Antoinette Nikolova, Founding Member and Director BFMI

BFMI was founded in 2021 by Antoinette Nikolova, a veteran journalist and broadcaster from Bulgaria with over twenty years of experience reporting from Brussels and the Balkans. Nikolova had witnessed first-hand the increasing threats to free speech in the region having twice been removed from her position at state-backed news agencies in Bulgaria for unbiased political reporting. Such practices had become commonplace in the region, but were largely being by policymakers in Brussels and further afield.

A longtime special envoy and correspondent from Italy and the EU, Antoinette Nikolova began her professional career following the war in the former Yugoslavia. She has since worked for a host of international news organisations for the last 20 years including Deutsche Welle International, News Corp television stations bTV and SkyItaly, RAI, the Bulgarian National, and Euractiv.

As a member of the Board of the Foreign Press Association in Italy, she campaigned for the integrity and independence of journalists in the country.

Peter Horrocks, Former Director of the BBC World Service and Advisory Member of BFMI.

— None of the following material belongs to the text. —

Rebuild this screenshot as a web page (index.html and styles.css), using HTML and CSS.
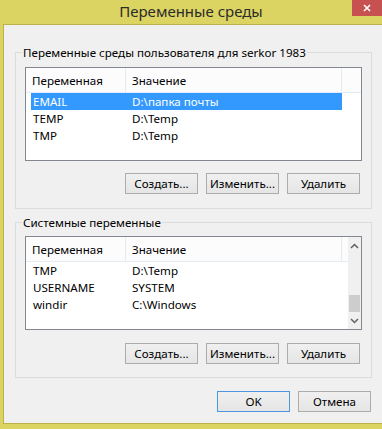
FILE: index.html
```html
<!DOCTYPE html>
<html lang="ru">
<head>
    <meta charset="UTF-8">
    <meta name="viewport" content="width=device-width, initial-scale=1.0">
    <title>Переменные среды</title>
    <link rel="stylesheet" href="styles.css">
</head>
<body>
    <div class="window">
        <div class="titlebar">
            <span class="title">Переменные среды</span>
            <div class="close-btn">
                <svg viewBox="0 0 8 8" width="8" height="8">
                    <path d="M1 1l6 6M7 1l-6 6"></path>
                </svg>
            </div>
        </div>

        <div class="client">
            <!-- user variables -->
            <div class="group">
                <span class="group-label">Переменные среды пользователя для serkor 1983</span>
                <div class="listview">
                    <div class="lv-main">
                        <div class="lv-header">
                            <div class="lv-col col-name">Переменная</div>
                            <div class="lv-col col-value">Значение</div>
                            <div class="lv-col col-rest"></div>
                        </div>
                        <div class="lv-row selected"><span class="cell-name">EMAIL</span><span class="cell-value">D:\папка почты</span></div>
                        <div class="lv-row"><span class="cell-name">TEMP</span><span class="cell-value">D:\Temp</span></div>
                        <div class="lv-row"><span class="cell-name">TMP</span><span class="cell-value">D:\Temp</span></div>
                    </div>
                </div>
                <div class="btn-row">
                    <button class="btn">Создать...</button>
                    <button class="btn">Изменить...</button>
                    <button class="btn">Удалить</button>
                </div>
            </div>

            <!-- system variables -->
            <div class="group group-system">
                <span class="group-label">Системные переменные</span>
                <div class="listview">
                    <div class="lv-main">
                        <div class="lv-header">
                            <div class="lv-col col-name">Переменная</div>
                            <div class="lv-col col-value">Значение</div>
                            <div class="lv-col col-rest"></div>
                        </div>
                        <div class="lv-row"><span class="cell-name">TMP</span><span class="cell-value">D:\Temp</span></div>
                        <div class="lv-row"><span class="cell-name">USERNAME</span><span class="cell-value">SYSTEM</span></div>
                        <div class="lv-row"><span class="cell-name">windir</span><span class="cell-value">C:\Windows</span></div>
                    </div>
                    <div class="scrollbar">
                        <div class="sb-arrow">
                            <svg viewBox="0 0 9 6" width="9" height="6"><path d="M1 5l3.5-3.5L8 5"></path></svg>
                        </div>
                        <div class="sb-track"><div class="sb-thumb"></div></div>
                        <div class="sb-arrow">
                            <svg viewBox="0 0 9 6" width="9" height="6"><path d="M1 1l3.5 3.5L8 1"></path></svg>
                        </div>
                    </div>
                </div>
                <div class="btn-row">
                    <button class="btn">Создать...</button>
                    <button class="btn">Изменить...</button>
                    <button class="btn">Удалить</button>
                </div>
            </div>

            <div class="dialog-buttons">
                <button class="btn btn-default">OK</button>
                <button class="btn">Отмена</button>
            </div>
        </div>
    </div>
</body>
</html>
```

FILE: styles.css
```css
* {
    margin: 0;
    padding: 0;
    box-sizing: border-box;
}

body {
    font-family: "Noto Sans", "Open Sans", sans-serif;
    font-size: 11.6px;
    color: #000;
    background: #dbd462;
}

.window {
    width: 382px;
    height: 429px;
    display: flex;
    flex-direction: column;
    background: #dbd462;
    overflow: hidden;
}

.titlebar {
    height: 24px;
    display: grid;
    grid-template-columns: 1fr auto 1fr;
    align-items: start;
}

.title {
    grid-column: 2;
    font-size: 15px;
    line-height: 23px;
    color: #2b2b2b;
}

.close-btn {
    grid-column: 3;
    justify-self: end;
    width: 30px;
    height: 16px;
    background: #c75050;
    display: flex;
    align-items: center;
    justify-content: center;
}

.close-btn svg {
    stroke: #fff;
    stroke-width: 1.6;
    fill: none;
}

.client {
    flex: 1;
    margin: 0 0 5px 3px;
    border: 1px solid #bcb24c;
    border-right: none;
    background: #f0f0f0;
    padding: 27px 10px 0 11px;
    display: flex;
    flex-direction: column;
}

.group {
    position: relative;
    border: 1px solid #dcdcdc;
    padding: 14px 9px 14px 9px;
}

.group-system {
    margin-top: 13px;
    padding: 13px 9px 13px 9px;
}

.group-label {
    position: absolute;
    top: -8px;
    left: 6px;
    padding: 0 1px;
    line-height: 15px;
    background: #f0f0f0;
}

.listview {
    height: 94px;
    border: 1px solid #828790;
    background: #fff;
    display: flex;
}

.lv-main {
    flex: 1;
}

.lv-header {
    height: 25px;
    display: flex;
    background: #fcfcfd;
    border-bottom: 1px solid #e5ebf3;
}

.lv-col {
    padding-left: 6px;
    line-height: 25px;
    border-right: 1px solid #e5ebf3;
}

.col-name {
    width: 100px;
}

.col-value {
    width: 216px;
}

.col-rest {
    flex: 1;
    border-right: none;
}

.lv-row {
    display: flex;
    width: 311px;
    height: 17px;
    margin-left: 5px;
    line-height: 17px;
}

.lv-row.selected {
    background: #3399ff;
    color: #fff;
}

.cell-name {
    width: 95px;
    padding-left: 2px;
}

.cell-value {
    padding-left: 6px;
}

.scrollbar {
    width: 17px;
    display: flex;
    flex-direction: column;
    background: #f0f0f0;
}

.sb-arrow {
    height: 17px;
    display: flex;
    align-items: center;
    justify-content: center;
}

.sb-arrow svg {
    stroke: #606060;
    stroke-width: 1.5;
    fill: none;
}

.sb-track {
    flex: 1;
    display: flex;
    flex-direction: column;
    justify-content: flex-end;
}

.sb-thumb {
    height: 17px;
    margin: 0 1px;
    background: #cdcdcd;
}

.btn-row {
    margin-top: 12px;
    margin-right: 2px;
    display: flex;
    justify-content: flex-end;
    gap: 8px;
}

.group-system .btn-row {
    margin-top: 13px;
}

.btn {
    width: 73px;
    height: 21px;
    font-family: inherit;
    font-size: 11.6px;
    color: #000;
    background: linear-gradient(#f0f0f0, #e5e5e5);
    border: 1px solid #acacac;
}

.btn-default {
    border-color: #4d97e0;
}

.dialog-buttons {
    margin-top: 13px;
    margin-right: 1px;
    display: flex;
    justify-content: flex-end;
    gap: 8px;
}
```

Peter Horrocks CBE is a broadcast executive and a former Vice-Chancellor (chief executive) of The Open University. He enjoyed a distinguished 33-year career with the BBC, culminating in five years as Director of the BBC World Service. His other BBC roles included editor of flagship BBC programmes Newsnight and Panorama, Head of Multimedia, Head of TV News and Head of BBC Current Affairs.

Horrocks now sits at the Content Board of Ofcom, the UK communications regulator, and the Editorial Oversight Board of N1, the leading provider of independent news in Serbia and other countries in the Western Balkans.